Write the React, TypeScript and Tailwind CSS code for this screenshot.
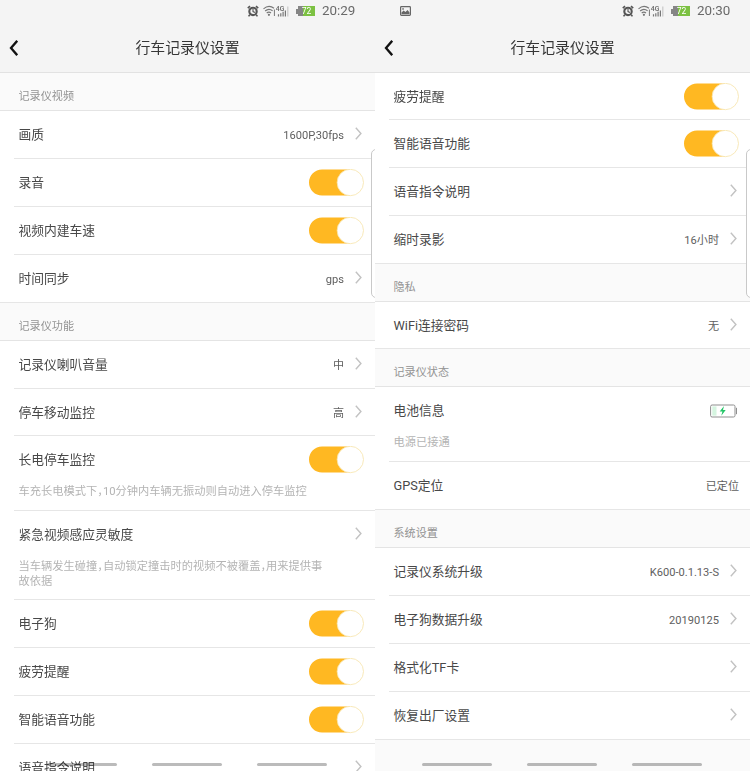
import React from 'react';

interface RowProps {
  label: string;
  value?: string;
  type?: 'link' | 'switch' | 'text' | 'battery';
  hint?: string;
  height?: string;
  last?: boolean;
}

const Chevron = () => (
  <svg className="w-[7px] h-[13px] ml-[11px] mr-[2px] mb-[3px] shrink-0" viewBox="0 0 7 13" fill="none">
    <path d="M0.8 0.8L5.9 6.5L0.8 12.2" stroke="#c2c2c2" strokeWidth="1.4" />
  </svg>
);

const Switch = () => (
  <svg className="w-[56px] h-[28px] shrink-0 -mr-[1px]" viewBox="0 0 56 28">
    <path d="M13 0.5H41V26.5H13A13 13 0 0 1 13 0.5Z" fill="#ffb822" />
    <circle cx="41.3" cy="13.5" r="13.2" fill="#fff" stroke="#f6e3a8" strokeWidth="0.8" />
  </svg>
);

const BatteryCharging = () => (
  <svg className="w-[28px] h-[14px] shrink-0 mr-[1px]" viewBox="0 0 28 14">
    <rect x="0.6" y="1" width="24.4" height="12" rx="1.5" fill="#fff" stroke="#8f8f8f" />
    <rect x="2.3" y="2.4" width="4.2" height="9.2" fill="#d5f5e0" />
    <path d="M14 2L9.7 7.6h2.7L11.3 11.8L15.7 6.1h-2.7z" fill="#22c566" />
    <path d="M26.5 3.8v6.4" stroke="#8f8f8f" strokeWidth="1" />
  </svg>
);

const Row: React.FC<RowProps> = ({ label, value, type = 'link', hint, height = 'h-[48px]', last }) => (
  <div className={`${height} bg-white shrink-0 ${last ? '' : 'pl-[14px]'}`}>
    <div className={`h-full border-b border-[#e6e6e6] pr-[11px] ${last ? 'pl-[18.5px]' : 'pl-[4.5px]'}`}>
      <div className="h-[47px] flex items-center justify-between">
        <span className="text-[12.75px] leading-[18px] text-[#484848]">{label}</span>
        <div className="flex items-center">
          {value && <span className="text-[11.1px] leading-[16px] text-[#5e5e5e] pt-[2px]">{value}</span>}
          {type === 'link' && <Chevron />}
          {type === 'switch' && <Switch />}
          {type === 'battery' && <BatteryCharging />}
        </div>
      </div>
      {hint && (
        <p className="w-[312px] mt-[1px] text-[11.25px] leading-[15px] text-[#b4b4b4] [font-feature-settings:'halt']">
          {hint}
        </p>
      )}
    </div>
  </div>
);

const Section = ({ title }: { title: string }) => (
  <div className="h-[38px] shrink-0 bg-[#fafafa] border-b border-[#e4e4e4] pl-[18.5px] pt-[16px] text-[11.1px] leading-[15px] text-[#939393]">
    {title}
  </div>
);

const StatusBar = ({ time, screenshot }: { time: string; screenshot?: boolean }) => (
  <div className="h-[22px] flex items-center pl-[25px] pr-[20px] text-[#6a6a6a]">
    {screenshot && (
      <svg className="w-[11px] h-[10px]" viewBox="0 0 11 10">
        <rect x="0.6" y="0.6" width="9.8" height="8.8" rx="0.8" fill="none" stroke="#666" strokeWidth="1.2" />
        <path d="M1.5 8.2V6.6L3.6 4.6L5.4 6L7.6 4L9.5 6.4V8.2z" fill="#666" />
        <rect x="2.3" y="2.2" width="1.5" height="1.5" fill="#666" />
      </svg>
    )}
    <div className="ml-auto flex items-center">
      <svg className="w-[12px] h-[12px] mb-[1px]" viewBox="0 0 12 12" fill="none" stroke="#555">
        <circle cx="6" cy="6.4" r="3.7" strokeWidth="2.1" />
        <path d="M0.8 3.2L3 1.2M11.2 3.2L9 1.2M2.8 9.6L1.6 11.4M9.2 9.6L10.4 11.4" strokeWidth="1.6" />
        <path d="M6 4v2.6l1.9 1" strokeWidth="1.1" />
      </svg>
      <svg className="w-[27px] h-[12px] ml-[4px] mb-[1px]" viewBox="0 0 27 12" fill="none" stroke="#777">
        <path d="M0.5 3.8Q5.7 -0.8 11 3.2M2.1 6Q5.8 2.8 9.6 5.8M3.7 8Q5.9 6.2 8 8" strokeWidth="1.1" />
        <circle cx="5.9" cy="9.8" r="1.1" fill="#777" stroke="none" />
        <path d="M11.4 4.5v6.5" strokeWidth="1" />
        <text x="12.8" y="5.6" fontSize="6.8" fontWeight="500" fontFamily="Roboto" fill="#666" stroke="none">4G</text>
        <path d="M15.5 9.2v2.3M17.8 8.2v3.3M20.1 6.8v4.7M22.4 5.5v6" strokeWidth="1.2" />
        <path d="M24.8 1.5v10" stroke="#c9c9c9" strokeWidth="1.2" />
      </svg>
      <div className="ml-[6px] flex items-center">
        <div className="w-[2px] h-[5px] bg-[#858585]" />
        <div className="w-[17px] h-[10px] bg-[linear-gradient(90deg,#858585_28%,#7cc142_28%)] text-white text-[8.5px] leading-[11px] text-center">
          72
        </div>
      </div>
      <span className="ml-[7px] w-[33px] text-[13.4px] leading-[18px] whitespace-nowrap">{time}</span>
    </div>
  </div>
);

const Phone = ({ time, screenshot, children }: { time: string; screenshot?: boolean; children: React.ReactNode }) => (
  <div className="relative w-[375px] h-[771px] overflow-hidden bg-[#fafafa] flex flex-col">
    <div className="h-[73px] shrink-0 bg-[#f4f4f4] border-b border-[#e2e2e2]">
      <StatusBar time={time} screenshot={screenshot} />
      <div className="h-[50px] flex items-center pl-[9px] pr-[18px]">
        <svg className="w-[9px] h-[16px] mt-[1px]" viewBox="0 0 9 16" fill="none">
          <path d="M8.2 0.8L2 8L8.2 15.2" stroke="#111" strokeWidth="2.3" />
        </svg>
        <h1 className="flex-1 text-center text-[14.9px] leading-[20px] text-[#363636] pt-[2px]">行车记录仪设置</h1>
      </div>
    </div>
    {children}
    {/* edge panel handle */}
    <div className="absolute left-[371px] top-[149px] w-[12px] h-[149px] rounded-[5px] border border-[#c9c9c9] bg-white" />
    {/* navigation keys */}
    <div className="absolute left-[47px] top-[763px] flex gap-[35px] mix-blend-multiply">
      <div className="w-[70px] h-[3px] rounded-full bg-[#bbb]" />
      <div className="w-[70px] h-[3px] rounded-full bg-[#bbb]" />
      <div className="w-[70px] h-[3px] rounded-full bg-[#bbb]" />
    </div>
  </div>
);

const App: React.FC = () => {
  return (
    <div className="w-[750px] h-[771px] flex overflow-hidden bg-white font-['Roboto','Noto_Sans_CJK_SC',sans-serif]">
      <Phone time="20:29">
        <Section title="记录仪视频" />
        <Row label="画质" value="1600P,30fps" />
        <Row label="录音" type="switch" />
        <Row label="视频内建车速" type="switch" />
        <Row label="时间同步" value="gps" last />
        <Section title="记录仪功能" />
        <Row label="记录仪喇叭音量" value="中" />
        <Row label="停车移动监控" value="高" height="h-[47px]" />
        <Row
          label="长电停车监控"
          type="switch"
          height="h-[75px]"
          hint="车充长电模式下，10分钟内车辆无振动则自动进入停车监控"
        />
        <Row
          label="紧急视频感应灵敏度"
          height="h-[89px]"
          hint="当车辆发生碰撞，自动锁定撞击时的视频不被覆盖，用来提供事故依据"
        />
        <Row label="电子狗" type="switch" />
        <Row label="疲劳提醒" type="switch" />
        <Row label="智能语音功能" type="switch" />
        <Row label="语音指令说明" />
      </Phone>
      <Phone time="20:30" screenshot>
        <Row label="疲劳提醒" type="switch" height="h-[47px]" />
        <Row label="智能语音功能" type="switch" />
        <Row label="语音指令说明" />
        <Row label="缩时录影" value="16小时" last />
        <Section title="隐私" />
        <Row label="WiFi连接密码" value="无" height="h-[47px]" last />
        <Section title="记录仪状态" />
        <Row label="电池信息" type="battery" height="h-[75px]" hint="电源已接通" />
        <Row label="GPS定位" value="已定位" type="text" last />
        <Section title="系统设置" />
        <Row label="记录仪系统升级" value="K600-0.1.13-S" />
        <Row label="电子狗数据升级" value="20190125" />
        <Row label="格式化TF卡" />
        <Row label="恢复出厂设置" last />
      </Phone>
    </div>
  );
};

export default App;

——

Problem to solve:
Copy, from the material, each line that holds the string "React".

Exercise solution:
Write the React, TypeScript and Tailwind CSS code for this screenshot.
import React from 'react';
const Row: React.FC<RowProps> = ({ label, value, type = 'link', hint, height = 'h-[48px]', last }) => (
const Phone = ({ time, screenshot, children }: { time: string; screenshot?: boolean; children: React.ReactNode }) => (
const App: React.FC = () => {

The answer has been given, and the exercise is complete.